EXERCISE PROMPT -
Return only those lines from the line containing "Output the component" to the line containing "import React from", both included, and please omit the pictures.

[Rows from a dataset]
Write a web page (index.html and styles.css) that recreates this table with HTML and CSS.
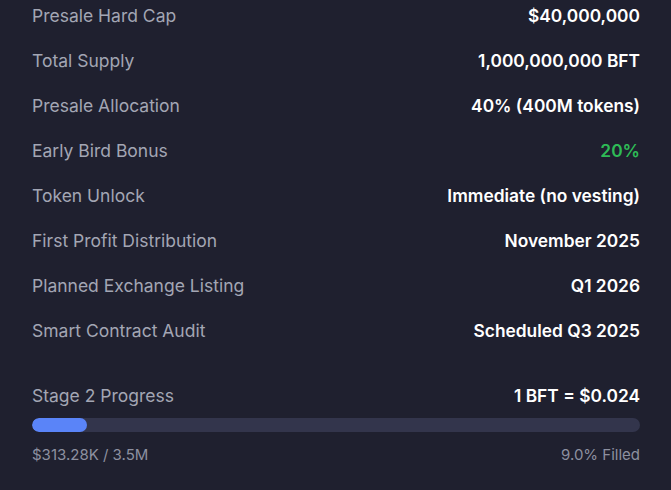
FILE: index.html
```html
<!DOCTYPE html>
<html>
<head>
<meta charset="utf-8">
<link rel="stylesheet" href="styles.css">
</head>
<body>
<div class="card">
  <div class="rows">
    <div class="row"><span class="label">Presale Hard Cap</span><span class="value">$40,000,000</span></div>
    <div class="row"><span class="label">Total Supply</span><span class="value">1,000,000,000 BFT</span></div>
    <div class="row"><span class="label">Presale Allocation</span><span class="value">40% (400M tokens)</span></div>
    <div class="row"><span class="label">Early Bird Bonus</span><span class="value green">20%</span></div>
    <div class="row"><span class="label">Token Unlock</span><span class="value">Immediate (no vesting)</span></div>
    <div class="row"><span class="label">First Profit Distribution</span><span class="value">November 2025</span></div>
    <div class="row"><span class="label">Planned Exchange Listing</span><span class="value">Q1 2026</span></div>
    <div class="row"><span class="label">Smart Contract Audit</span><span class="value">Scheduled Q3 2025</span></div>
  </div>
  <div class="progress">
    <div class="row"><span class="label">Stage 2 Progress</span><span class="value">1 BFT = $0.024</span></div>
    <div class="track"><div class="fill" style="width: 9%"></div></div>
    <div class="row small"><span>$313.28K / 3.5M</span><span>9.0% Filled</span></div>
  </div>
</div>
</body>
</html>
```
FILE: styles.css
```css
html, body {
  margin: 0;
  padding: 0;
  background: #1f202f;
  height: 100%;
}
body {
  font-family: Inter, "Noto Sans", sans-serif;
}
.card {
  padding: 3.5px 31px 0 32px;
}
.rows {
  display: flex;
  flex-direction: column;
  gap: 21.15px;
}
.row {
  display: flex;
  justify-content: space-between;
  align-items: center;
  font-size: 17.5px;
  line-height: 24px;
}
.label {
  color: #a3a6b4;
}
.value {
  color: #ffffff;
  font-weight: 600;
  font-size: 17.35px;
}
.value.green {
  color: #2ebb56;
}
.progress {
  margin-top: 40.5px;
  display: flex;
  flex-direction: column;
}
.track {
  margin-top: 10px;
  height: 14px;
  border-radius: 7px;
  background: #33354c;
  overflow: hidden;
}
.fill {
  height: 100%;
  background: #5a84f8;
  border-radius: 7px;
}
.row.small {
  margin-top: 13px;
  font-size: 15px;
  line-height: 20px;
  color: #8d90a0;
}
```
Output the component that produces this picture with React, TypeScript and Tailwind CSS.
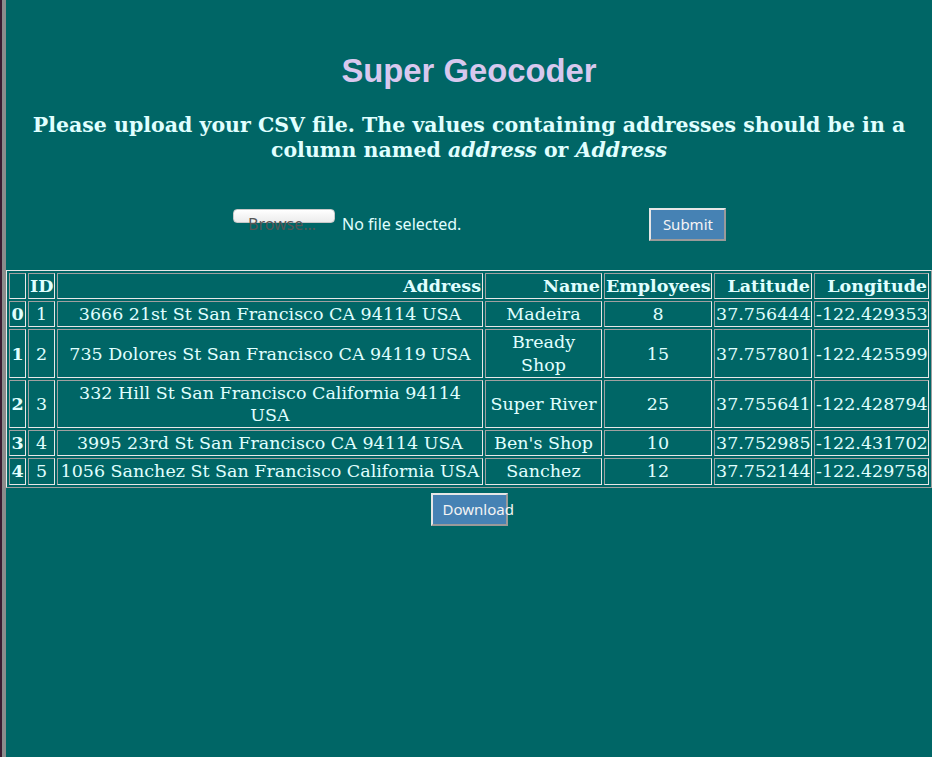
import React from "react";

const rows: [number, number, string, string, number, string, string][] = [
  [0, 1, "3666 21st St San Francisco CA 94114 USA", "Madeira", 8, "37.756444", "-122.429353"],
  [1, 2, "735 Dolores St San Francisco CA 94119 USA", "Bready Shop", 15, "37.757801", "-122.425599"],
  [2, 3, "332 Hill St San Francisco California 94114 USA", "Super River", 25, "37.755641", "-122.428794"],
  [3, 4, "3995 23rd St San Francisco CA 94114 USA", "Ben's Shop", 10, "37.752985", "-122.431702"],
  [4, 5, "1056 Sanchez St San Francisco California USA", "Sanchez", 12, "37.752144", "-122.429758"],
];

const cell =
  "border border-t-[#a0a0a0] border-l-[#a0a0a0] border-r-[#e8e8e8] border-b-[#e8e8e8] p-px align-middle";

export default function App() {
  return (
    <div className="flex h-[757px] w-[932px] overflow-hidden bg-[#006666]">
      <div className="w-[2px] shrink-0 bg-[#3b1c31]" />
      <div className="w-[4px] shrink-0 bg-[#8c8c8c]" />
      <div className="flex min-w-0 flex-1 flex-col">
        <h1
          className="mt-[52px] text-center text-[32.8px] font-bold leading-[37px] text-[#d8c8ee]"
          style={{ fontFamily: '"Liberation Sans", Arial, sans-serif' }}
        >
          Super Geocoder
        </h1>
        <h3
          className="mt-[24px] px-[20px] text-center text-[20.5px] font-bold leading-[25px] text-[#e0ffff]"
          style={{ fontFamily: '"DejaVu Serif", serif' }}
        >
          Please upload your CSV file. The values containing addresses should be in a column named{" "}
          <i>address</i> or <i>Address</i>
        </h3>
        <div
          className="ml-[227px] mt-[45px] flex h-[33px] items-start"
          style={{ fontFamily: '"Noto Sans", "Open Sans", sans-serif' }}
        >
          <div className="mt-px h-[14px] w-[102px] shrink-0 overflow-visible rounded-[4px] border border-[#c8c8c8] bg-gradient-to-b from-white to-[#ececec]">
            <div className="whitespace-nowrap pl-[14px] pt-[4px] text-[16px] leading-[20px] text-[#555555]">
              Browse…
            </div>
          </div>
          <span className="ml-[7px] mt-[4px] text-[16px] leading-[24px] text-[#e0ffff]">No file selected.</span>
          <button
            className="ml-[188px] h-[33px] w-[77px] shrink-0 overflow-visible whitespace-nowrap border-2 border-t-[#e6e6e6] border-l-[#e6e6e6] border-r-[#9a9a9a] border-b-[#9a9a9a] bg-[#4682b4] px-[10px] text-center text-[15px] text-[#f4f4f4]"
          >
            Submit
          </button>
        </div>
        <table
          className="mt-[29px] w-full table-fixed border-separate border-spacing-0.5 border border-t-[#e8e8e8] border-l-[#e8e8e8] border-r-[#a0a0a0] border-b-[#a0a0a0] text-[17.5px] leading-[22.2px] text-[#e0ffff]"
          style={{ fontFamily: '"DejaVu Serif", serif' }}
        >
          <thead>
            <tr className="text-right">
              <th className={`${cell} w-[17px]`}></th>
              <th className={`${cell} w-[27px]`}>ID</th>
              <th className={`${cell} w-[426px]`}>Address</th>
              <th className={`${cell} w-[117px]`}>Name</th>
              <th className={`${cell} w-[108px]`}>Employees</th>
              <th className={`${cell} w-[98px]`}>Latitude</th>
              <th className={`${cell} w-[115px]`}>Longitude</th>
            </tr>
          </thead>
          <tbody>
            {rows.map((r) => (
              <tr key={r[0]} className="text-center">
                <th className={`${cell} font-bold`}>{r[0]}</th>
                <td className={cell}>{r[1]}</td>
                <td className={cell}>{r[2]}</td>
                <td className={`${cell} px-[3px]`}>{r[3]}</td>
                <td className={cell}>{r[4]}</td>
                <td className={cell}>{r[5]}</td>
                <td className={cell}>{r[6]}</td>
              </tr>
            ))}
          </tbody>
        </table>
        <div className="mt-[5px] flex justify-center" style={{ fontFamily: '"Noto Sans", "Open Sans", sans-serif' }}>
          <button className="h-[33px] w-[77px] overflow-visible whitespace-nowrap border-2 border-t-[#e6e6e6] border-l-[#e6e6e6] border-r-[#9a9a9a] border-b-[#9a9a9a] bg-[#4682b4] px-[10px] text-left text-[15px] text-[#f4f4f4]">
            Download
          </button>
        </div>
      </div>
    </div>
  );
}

RESPONSE TO THIS TASK -
Output the component that produces this picture with React, TypeScript and Tailwind CSS.
import React from "react";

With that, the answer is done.